The whole will taken together must produce the conviction that the testator's intention was to create the estate raised by implication. McCowry v. Leek, 14 N. J. Eq. 70.

I will give from a number of the adjudicated cases some instances of the supplying of words. In Lynch v. Hill, 6 Munf. 114, it was held that in supplying words in a will it is the most correct course to supply such only as it is evident the testator intended to use and not such also as would be necessary to effectuate the supposed intention of the testator. In that case the words of a contingent limitation being "in case S. N. C. without issue of body lawfully begotten then," etc., the words "die" and "her" may be supplied as evidently intended by the testator, but not the word "leaving," which he might not have known to be necessary in law to give the limitation effect, and therefore might not have intended to use.

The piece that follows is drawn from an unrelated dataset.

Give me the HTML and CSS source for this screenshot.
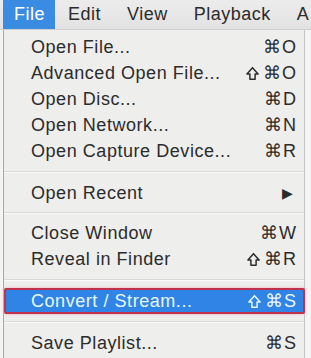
FILE: index.html
```html
<!DOCTYPE html>
<html lang="en">

<head>
    <meta charset="UTF-8">
    <meta name="viewport" content="width=device-width, initial-scale=1.0">
    <title>File Menu</title>
    <link rel="stylesheet" href="styles.css">
</head>

<body>
    <div class="menubar">
        <span class="title active">File</span>
        <span class="title">Edit</span>
        <span class="title">View</span>
        <span class="title">Playback</span>
        <span class="title">A</span>
    </div>
    <div class="menu">
        <div class="row"><span>Open File...</span><span class="key">⌘O</span></div>
        <div class="row"><span>Advanced Open File...</span><span class="key"><svg class="shift" viewBox="0 0 14 15"><path d="M7 1.2 L13 8 H9.8 V13.8 H4.2 V8 H1 Z"/></svg>⌘O</span></div>
        <div class="row"><span>Open Disc...</span><span class="key">⌘D</span></div>
        <div class="row"><span>Open Network...</span><span class="key">⌘N</span></div>
        <div class="row"><span>Open Capture Device...</span><span class="key">⌘R</span></div>
        <div class="sep"></div>
        <div class="row"><span>Open Recent</span><span class="arrow">▶</span></div>
        <div class="sep small"></div>
        <div class="row"><span>Close Window</span><span class="key">⌘W</span></div>
        <div class="row"><span>Reveal in Finder</span><span class="key"><svg class="shift" viewBox="0 0 14 15"><path d="M7 1.2 L13 8 H9.8 V13.8 H4.2 V8 H1 Z"/></svg>⌘R</span></div>
        <div class="sep"></div>
        <div class="row selected"><span>Convert / Stream...</span><span class="key"><svg class="shift" viewBox="0 0 14 15"><path d="M7 1.2 L13 8 H9.8 V13.8 H4.2 V8 H1 Z"/></svg>⌘S</span></div>
        <div class="sep"></div>
        <div class="row"><span>Save Playlist...</span><span class="key">⌘S</span></div>
    </div>
</body>

</html>
```

FILE: styles.css
```css
body {
    margin: 0;
    padding: 0;
    width: 311px;
    height: 358px;
    overflow: hidden;
    background-color: #f4f4f4;
    font-family: "Liberation Sans", Arial, sans-serif;
    color: #2b2b2b;
}

.menubar {
    height: 30px;
    display: flex;
    align-items: stretch;
    padding-left: 3px;
    background: linear-gradient(#ececec, #e2e2e2);
    border-bottom: 1px solid #cfcfcf;
    box-sizing: border-box;
    font-size: 18px;
    letter-spacing: 0.5px;
}

.title {
    display: flex;
    align-items: center;
    padding: 0 13px;
    white-space: nowrap;
}

.title.active {
    padding: 0 10px 0 11px;
    background-color: #3a8ce2;
    color: #fff;
}

.menu {
    margin-left: 3px;
    width: 302px;
    height: 328px;
    padding-top: 4px;
    box-sizing: border-box;
    background-color: #eeeeed;
    border-left: 1px solid #a9a9a9;
    border-right: 1px solid #c4c4c4;
}

.row {
    height: 26px;
    display: flex;
    align-items: center;
    justify-content: space-between;
    padding: 0 7px 0 27px;
    font-size: 18px;
    letter-spacing: 0.55px;
}

.key {
    display: flex;
    align-items: center;
    gap: 4px;
    letter-spacing: 1px;
}

.shift {
    width: 13px;
    height: 15px;
    fill: none;
    stroke: currentColor;
    stroke-width: 1.6;
    stroke-linejoin: round;
}

.arrow {
    font-size: 14px;
    padding-right: 3px;
}

.sep {
    height: 16px;
    display: flex;
    align-items: center;
}

.sep::before {
    content: "";
    flex: 1;
    height: 1px;
    background-color: #d9d9d9;
    border-bottom: 1px solid #fafafa;
}

.sep.small {
    height: 14px;
}

.row.selected {
    margin: 0 -1px 0 0;
    box-sizing: border-box;
    background-color: #2f84e6;
    border: 2px solid #c0324c;
    border-radius: 2px;
    box-shadow: 0 0 3px #f3a9b4;
    color: #e8f7ff;
    padding-left: 25px;
    padding-right: 6px;
}
```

In Dew v. Barnes, 1 Jones Eq. 149, the provision of the will was "if either of my should die without a lawful heir, the longest lived heirs the whole of both estates." BATTLE, J., said: "The word 'either,' taken by itself, signifies one or another of any number, but it is here confined to two by force of the word 'both,' which signifies 'two' considered as distinct from others or by themselves. The omitted word or words then is or are 'sons' or 'two sons; and it is so plain that such and no other was the testator's meaning, that no argument can make it plainer."

Graham v. Graham.

In Sessoms v. Sessoms, 2 Dev. & B. 453, the word "dollars" was supplied after the words "five hundred" it being clear from the will that that was the intention.

In Geiger v. Geiger, 4 McCord, 418, in a bequest to a wife the testator said: "All my household furniture and the increase of the said negroes during her natural." The word "life" was supplied.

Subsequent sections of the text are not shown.